Ответственный за литературную часть ничего не ответил. По моему он задрожал. Щека так точно дернулось. Ничего не понимая, я встал. Первой моей мыслью было позвать на помощь, но мужик перепугался еще больше и начал буквально сдуваться. Я так и замер в нерешительности, боясь что-то говорить. Вдруг после моих слов он вообще исчезнет? Тут вскочила Оля, схватила меня за локоть и аккуратно вытолкала меня за дверь, прошептав «секундочка». Офанаревший я застыл в коридоре. Через несколько мгновений я очнулся и первая мысль была, что Оля осталась, чтобы отсосать. Вот уж не знаю почему. Просто показалось логичным. Но окончательно оформиться мысль не успела, из кабинета вылетела она сама.
– Реанимировала, – гордо заявила она.
– Отсосала? – брякнул я не подумав.
– Сказала, что ты мой парень, и ужасно ревнуешь. Опасность его мобилизовала, – не стала обижаться Оля.

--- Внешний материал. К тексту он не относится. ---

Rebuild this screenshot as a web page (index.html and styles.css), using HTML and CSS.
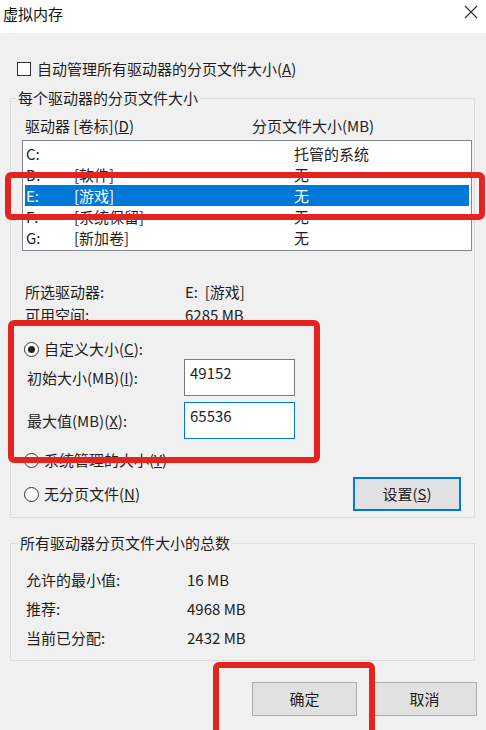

– Понятно, – стушевался я, не очень на самом деле понимая её действия.
Оля вздохнула и пояснила.
– Редакторы они как дети, пугливы. И в тоже время у всех у них какой-то болезненный недотрах. А когда видят молодое мясо, им просто крыши сносит. К ним нельзя одной ходить. Обязательно с кем-то надо.
– Трахтиозавры, – кивнул я. – И че приходилось отбиваться?
– По-разному, – пожала она плечами.
Потом я пригласил её в кино, но она пришла с подружкой и сказала, что предпочитает лесби, можно только посмотреть. Я, идиот, отказался.